The Covenant Journal: A Commentary on the Church

Poetry about the Baptismal Covenant? Why not?

In 1969 when Dorothy Day asked me to paint the Beatitudes on the basement wall of the Catholic Worker in the Lower East Side, I did the best I could. When someone really good asks you to do something, don't walk off whistling. You never know what kind of spirits watch from backstage. I learned that if you spend an hour or two a day painting four or five words from the Beatitudes, each word will fold out into something more lush than you might expect.

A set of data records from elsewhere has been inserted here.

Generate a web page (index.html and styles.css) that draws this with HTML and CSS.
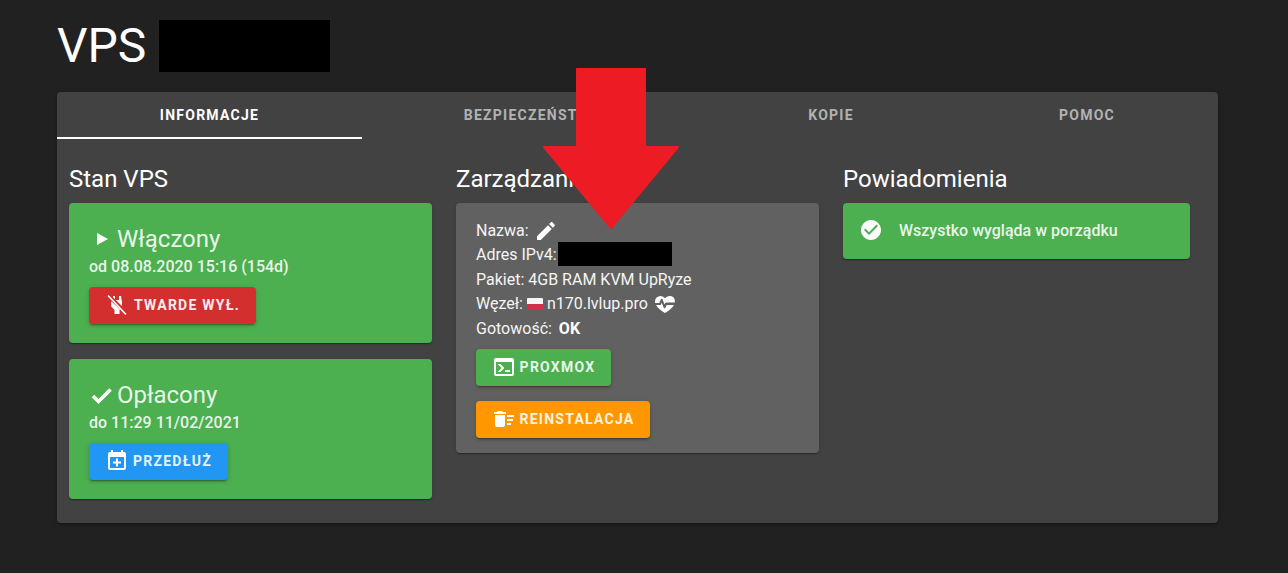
FILE: index.html
```html
<!DOCTYPE html>
<html lang="pl">
<head>
<meta charset="utf-8">
<title>VPS</title>
<link rel="stylesheet" href="styles.css">
</head>
<body>
<main class="page">
  <h1 class="title">VPS <span class="redact redact-title"></span></h1>
  <section class="panel">
    <nav class="tabs">
      <div class="tab tab-active">INFORMACJE</div>
      <div class="tab">BEZPIECZEŃSTWO</div>
      <div class="tab">KOPIE</div>
      <div class="tab">POMOC</div>
    </nav>
    <div class="columns">
      <div class="col">
        <h2 class="heading">Stan VPS</h2>
        <div class="card card-green">
          <div class="status"><svg class="status-icon" viewBox="0 0 24 24"><path d="M6 6v12l11-6z"/></svg>Włączony</div>
          <div class="sub">od 08.08.2020 15:16 (154d)</div>
          <a class="btn btn-red"><svg class="btn-icon" viewBox="0 0 24 24"><path d="M16 3h-2v4h-3.2l6.2 6.2V9zM10 3H8v1.2l2 2zM6.2 8.2V13.5L9.5 17v4h5v-4l.6-.6z"/><path d="M3 2.5 21 21.5" class="slash"/></svg>TWARDE WYŁ.</a>
        </div>
        <div class="card card-green">
          <div class="status"><svg class="status-icon" viewBox="0 0 24 24"><path d="M2 13 7.500 18.500 19.500 6.500" class="tick"/></svg>Opłacony</div>
          <div class="sub">do 11:29 11/02/2021</div>
          <a class="btn btn-blue"><svg class="btn-icon" viewBox="0 0 24 24"><path d="M19,19V8H5V19H19M16,1H18V3H19A2,2 0 0,1 21,5V19A2,2 0 0,1 19,21H5C3.89,21 3,20.1 3,19V5C3,3.89 3.89,3 5,3H6V1H8V3H16V1M11,9.5H13V12.5H16V14.5H13V17.5H11V14.5H8V12.5H11V9.5Z"/></svg>PRZEDŁUŻ</a>
        </div>
      </div>
      <div class="col">
        <h2 class="heading">Zarządzanie</h2>
        <div class="card card-grey">
          <div class="line">Nazwa: <svg class="inline-icon" viewBox="0 0 24 24"><path d="M20.71,7.04C21.1,6.65 21.1,6 20.71,5.63L18.37,3.29C18,2.9 17.35,2.9 16.96,3.29L15.12,5.12L18.87,8.87M3,17.25V21H6.75L17.81,9.93L14.06,6.18L3,17.25Z"/></svg></div>
          <div class="line">Adres IPv4:<span class="redact redact-ip"></span></div>
          <div class="line">Pakiet: 4GB RAM KVM UpRyze</div>
          <div class="line">Węzeł: <span class="flag"></span> n170.lvlup.pro <svg class="inline-icon" viewBox="0 0 24 24"><path d="M7.5 4A5.5 5.5 0 0 0 2 9.5c0 .5.1 1 .2 1.5h4.1l1.6-3.8c.3-.7 1.3-.7 1.6 0l2 5.3.7-1.5c.2-.3.5-.5.9-.5h8.600c.1-.5.2-1 .2-1.500A5.500 5.500 0 0 0 16.500 4c-1.900 0-3.400 1-4.500 2.300C10.900 5 9.400 4 7.500 4zM3.100 13c1.600 3 4.900 5.600 8.900 8 4-2.400 7.300-5 8.900-8h-7.200l-1.300 2.800c-.3.700-1.400.700-1.700 0l-2-5.400-.6 1.900c-.2.400-.5.700-.9.700z"/></svg></div>
          <div class="line">Gotowość: <b class="ok">OK</b></div>
          <a class="btn btn-green btn-first"><svg class="btn-icon" viewBox="0 0 24 24"><path d="M20,19V7H4V19H20M20,3A2,2 0 0,1 22,5V19A2,2 0 0,1 20,21H4A2,2 0 0,1 2,19V5C2,3.89 2.9,3 4,3H20M13,17V15H18V17H13M9.58,13L5.57,9H8.4L11.7,12.3C12.09,12.69 12.09,13.33 11.7,13.72L8.42,17H5.59L9.58,13Z"/></svg>PROXMOX</a>
          <a class="btn btn-orange btn-second"><svg class="btn-icon" viewBox="0 0 24 24"><path d="M15,16H19V18H15V16M15,8H22V10H15V8M15,12H21V14H15V12M3,18A2,2 0 0,0 5,20H11A2,2 0 0,0 13,18V8H3V18M14,5H11L10,4H6L5,5H2V7H14V5Z"/></svg>REINSTALACJA</a>
        </div>
      </div>
      <div class="col">
        <h2 class="heading">Powiadomienia</h2>
        <div class="alert">
          <svg class="alert-icon" viewBox="0 0 24 24"><path d="M12 2C6.5 2 2 6.5 2 12S6.5 22 12 22 22 17.5 22 12 17.5 2 12 2M10 17L5 12L6.41 10.59L10 14.17L17.59 6.58L19 8L10 17Z"/></svg>
          <span>Wszystko wygląda w porządku</span>
        </div>
      </div>
    </div>
  </section>
</main>
<svg class="arrow" viewBox="0 0 1288 573"><polygon points="577,69 645,69 645,147 678,147 611,228 544,147 577,147"/></svg>
</body>
</html>
```
FILE: styles.css
```css
* { box-sizing: border-box; }
html, body { margin: 0; height: 100%; }
body {
  background: #212121;
  color: #fff;
  font-family: Roboto, "Liberation Sans", sans-serif;
  overflow: hidden;
}
.page { padding: 20px 70px 0 57px; }
.title {
  margin: 0 0 20px;
  height: 52px;
  display: flex;
  align-items: center;
  gap: 13px;
  font-size: 48px;
  font-weight: 400;
  line-height: 52px;
}
.redact { display: inline-block; background: #000; }
.redact-title { width: 171px; height: 52px; }
.redact-ip { width: 114px; height: 24px; margin-left: 1px; margin-top: -1px; vertical-align: top; }
.panel {
  background: #424242;
  border-radius: 4px;
  height: 431px;
  box-shadow: 0 3px 1px -2px rgba(0,0,0,.2), 0 2px 2px rgba(0,0,0,.14), 0 1px 5px rgba(0,0,0,.12);
}
.tabs {
  display: grid;
  grid-template-columns: 305px 342px 254px 258px;
  height: 47px;
}
.tab {
  display: flex;
  align-items: center;
  justify-content: center;
  padding-bottom: 1px;
  font-size: 14px;
  font-weight: 700;
  letter-spacing: 1.25px;
  color: rgba(255,255,255,.6);
}
.tab-active { color: #fff; border-bottom: 2px solid #fff; padding-bottom: 0; }
.columns {
  display: grid;
  grid-template-columns: 363px 363px 347px;
  gap: 24px;
  padding: 24px 12px 0;
}
.heading {
  margin: 0 0 8px;
  font-size: 24px;
  font-weight: 400;
  line-height: 32px;
}
.card {
  border-radius: 4px;
  padding: 20px;
  box-shadow: 0 2px 1px -1px rgba(0,0,0,.2), 0 1px 1px rgba(0,0,0,.14), 0 1px 3px rgba(0,0,0,.12);
}
.card-green {
  background: #4caf50;
  color: #e8f5e9;
  height: 140px;
  margin-bottom: 16px;
}
.card-grey { background: #616161; height: 250px; padding-top: 15.500px; color: #f5f5f5; }
.status {
  display: flex;
  align-items: center;
  height: 32px;
  font-size: 24px;
}
.status-icon {
  width: 28px;
  height: 24px;
  fill: #fff;
  flex: none;
}
.tick { fill: none; stroke: #fff; stroke-width: 3.6; }
.sub {
  font-size: 16px;
  font-weight: 500;
  line-height: 24px;
  margin-bottom: 8px;
}
.btn {
  display: inline-flex;
  align-items: center;
  justify-content: center;
  gap: 4px;
  height: 37px;
  padding: 0 16px 1px;
  border-radius: 4px;
  color: #fff;
  font-size: 14px;
  font-weight: 700;
  letter-spacing: 1.25px;
  box-shadow: 0 3px 1px -2px rgba(0,0,0,.2), 0 2px 2px rgba(0,0,0,.14), 0 1px 5px rgba(0,0,0,.12);
}
.btn-red { background: #d32f2f; color: #ffebee; gap: 5px; }
.btn-blue { background: #2196f3; color: #e3f2fd; }
.btn-green { background: #4caf50; color: #e8f5e9; }
.btn-orange { background: #ff9800; color: #fff3e0; }
.btn-first { margin-top: 7.500px; display: flex; width: 135px; }
.btn-second { margin-top: 15px; display: flex; width: 174px; }
.btn-icon { width: 24px; height: 24px; fill: #fff; flex: none; }
.slash { stroke: #fff; stroke-width: 1.6; fill: none; }
.line {
  height: 24.5px;
  line-height: 24px;
  font-size: 16px;
  font-weight: 400;
  white-space: nowrap;
}
.inline-icon { width: 24px; height: 24px; fill: #fff; vertical-align: top; margin-left: 1px; }
.flag {
  display: inline-block;
  width: 16px;
  height: 12px;
  border-radius: 1px;
  vertical-align: -1px;
  background: linear-gradient(#f5f5f5 50%, #d32f4a 50%);
}
.ok { margin-left: 3px; font-weight: 700; color: #fff; }
.alert {
  display: flex;
  align-items: center;
  height: 56px;
  padding: 0 16px 2px;
  gap: 16px;
  background: #4caf50;
  color: #e8f5e9;
  border-radius: 4px;
  font-size: 16px;
  font-weight: 500;
  box-shadow: 0 2px 1px -1px rgba(0,0,0,.2), 0 1px 1px rgba(0,0,0,.14), 0 1px 3px rgba(0,0,0,.12);
}
.alert-icon { width: 24px; height: 24px; fill: #fff; flex: none; }
.arrow {
  position: absolute;
  left: 0;
  top: 0;
  width: 1288px;
  height: 573px;
  pointer-events: none;
}
.arrow polygon { fill: #ed1c24; stroke: #ed1c24; stroke-width: 2; stroke-linejoin: round; }
```
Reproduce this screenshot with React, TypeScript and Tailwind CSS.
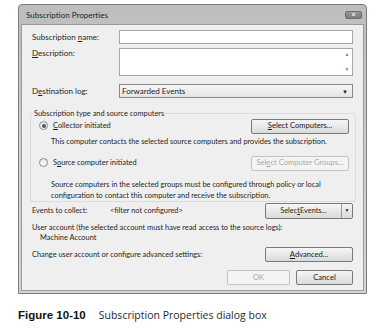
import React from 'react';

const ui = { fontFamily: 'Lato, "Noto Sans", sans-serif' };

const Btn = ({ children, disabled, className = '' }: { children: React.ReactNode; disabled?: boolean; className?: string }) => (
  <div
    className={`h-[15px] flex items-center justify-center whitespace-nowrap rounded-[2px] border text-[7.6px] ${
      disabled
        ? 'border-[#c4c4c4] bg-[#f4f4f4] text-[#a8a8a8]'
        : 'border-[#7a7a7a] bg-gradient-to-b from-[#f6f6f6] to-[#dadada] text-[#1a1a1a]'
    } ${className}`}
  >
    {children}
  </div>
);

const Radio = ({ checked }: { checked?: boolean }) => (
  <div className="w-[9px] h-[9px] rounded-full border border-[#8a8a8a] bg-gradient-to-b from-[#e8e8e8] to-[#fafafa] flex items-center justify-center">
    {checked && <div className="w-[4px] h-[4px] rounded-full bg-[#555]" />}
  </div>
);

export default function App() {
  return (
    <div className="w-[377px] h-[330px] bg-white overflow-hidden whitespace-nowrap" style={ui}>
      {/* Dialog window */}
      <div className="ml-[18px] mt-[4px] w-[349px] h-[290px] rounded-t-[4px] border border-[#7c7c7c] bg-gradient-to-b from-[#bdbdbd] via-[#cfcfcf] to-[#d4d4d4] flex flex-col">
        <div className="h-[19px] flex items-center justify-between pl-[7px] pr-[4px]">
          <span className="text-[8px] text-[#1e1e1e]">Subscription Properties</span>
          <div className="w-[17px] h-[8px] rounded-[2px] border border-[#6e6e6e] bg-gradient-to-b from-[#9a9a9a] to-[#7a7a7a] flex items-center justify-center text-[7px] leading-none text-white font-bold">
            ×
          </div>
        </div>
        <div className="mx-[2px] mb-[2px] flex-1 border border-[#9a9a9a] bg-[#efefef] px-[10px] pt-[5px] text-[8px] text-[#1e1e1e]">
          {/* name */}
          <div className="flex items-center h-[14px]">
            <div className="w-[87px]">
              Subscription <span className="underline">n</span>ame:
            </div>
            <div className="flex-1 h-full border border-[#a5a5a5] bg-white" />
          </div>
          {/* description */}
          <div className="flex mt-[4px] h-[28px]">
            <div className="w-[87px] -mt-[1px]">
              <span className="underline">D</span>escription:
            </div>
            <div className="flex-1 h-full border border-[#a5a5a5] bg-white flex justify-end">
              <div className="w-[10px] flex flex-col items-center justify-between py-[2px] text-[5px] text-[#888]">
                <span>▲</span>
                <span>▼</span>
              </div>
            </div>
          </div>
          {/* destination */}
          <div className="flex items-center mt-[8px] h-[14px]">
            <div className="w-[87px]">
              D<span className="underline">e</span>stination log:
            </div>
            <div className="flex-1 h-full border border-[#8a8a8a] bg-gradient-to-b from-[#f8f8f8] to-[#e4e4e4] flex items-center justify-between pl-[2px] pr-[4px]">
              <span>Forwarded Events</span>
              <span className="text-[6px]">▼</span>
            </div>
          </div>
          {/* group */}
          <div className="relative mt-[15px] -ml-[2px] w-[326px] h-[89px] border border-[#dcdcdc] rounded-[2px] pl-[8px] pr-[6px] pt-[5px] text-[7.4px]">
            <div className="absolute -top-[6px] left-[2px] bg-[#efefef] px-[1px] leading-[11px]">
              Subscription type and source computers
            </div>
            <div className="flex items-center justify-between h-[14px]">
              <div className="flex items-center gap-[5px]">
                <Radio checked />
                <span>
                  <span className="underline">C</span>ollector initiated
                </span>
              </div>
              <Btn className="w-[98px]">
                <span className="underline">S</span>elect Computers...
              </Btn>
            </div>
            <div className="pl-[12px] mt-[3px] leading-[11px]">
              This computer contacts the selected source computers and provides the subscription.
            </div>
            <div className="flex items-center justify-between h-[14px] mt-[9px]">
              <div className="flex items-center gap-[5px]">
                <Radio />
                <span>
                  S<span className="underline">o</span>urce computer initiated
                </span>
              </div>
              <Btn disabled className="w-[98px]">
                Sel<span className="underline">e</span>ct Computer Groups...
              </Btn>
            </div>
            <div className="pl-[12px] mt-[9px] leading-[11px]">
              Source computers in the selected groups must be configured through policy or local
              <br />
              configuration to contact this computer and receive the subscription.
            </div>
          </div>
          {/* events */}
          <div className="text-[7.4px]">
            <div className="flex items-center mt-[1px] h-[16px]">
              <div className="w-[78px]">Events to collect:</div>
              <div className="flex-1">&lt;filter not configured&gt;</div>
              <div className="w-[88px] h-[16px] flex rounded-[2px] border border-[#7a7a7a] bg-gradient-to-b from-[#f6f6f6] to-[#dadada]">
                <div className="flex-1 flex items-center justify-center border-r border-[#9a9a9a]">
                  Selec<span className="underline">t</span> Events...
                </div>
                <div className="w-[10px] flex items-center justify-center text-[5px]">▼</div>
              </div>
            </div>
            <div className="mt-[4px] leading-[10px]">User account (the selected account must have read access to the source logs):</div>
            <div className="pl-[8px] leading-[10px]">Machine Account</div>
            <div className="flex items-center justify-between mt-[4px] h-[15px]">
              <span>Change user account or configure advanced settings:</span>
              <Btn className="w-[88px]">
                <span className="underline">A</span>dvanced...
              </Btn>
            </div>
            <div className="flex justify-end gap-[6px] mt-[8px]">
              <Btn disabled className="w-[63px]">
                OK
              </Btn>
              <Btn className="w-[57px]">Cancel</Btn>
            </div>
          </div>
        </div>
      </div>
      {/* caption */}
      <div className="mt-[13px] ml-[18px] flex items-baseline gap-[13px]">
        <span className="font-bold text-[11.5px] text-[#111]" style={{ fontFamily: '"Liberation Sans", Arial, sans-serif' }}>
          Figure 10-10
        </span>
        <span className="text-[10.5px] text-[#2a2a2a]" style={{ fontFamily: '"Open Sans", sans-serif' }}>
          Subscription Properties dialog box
        </span>
      </div>
    </div>
  );
}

Miss Day specified the Phillips translation ("Happy are those who claim nothing..."). She meant the message for the people who came each day to get a bowl of soup, a piece of bread and a cup of coffee, one of the gifts given to the poor by the Worker for over 75 years now.

When John Lane Denson asked if I had any poems on the Baptismal Covenant, the question came like Dorothy Day's from somewhere in outer space. Still, I had to try it, to rub up against the BC and see what kind of sparks might fly. That's what poetry is about.

Along with the Beatitudes, the Baptismal Covenant expands like an accordion, and though he would not admit it (might not even know it), Lane was teaching me. Because he does it so naturally, so comfortably, I suspect him of channeling for some stray saint. My poems attempt to pass on what I received from him.

On most days the process of writing poetry opens doors into myself and out of myself. When I'm lucky, it brings me into others as well. I pass through astonishing events every day, even when everything is utterly ordinary. My role is to keep my eyes open, watch what happens, and do what it tells me to do.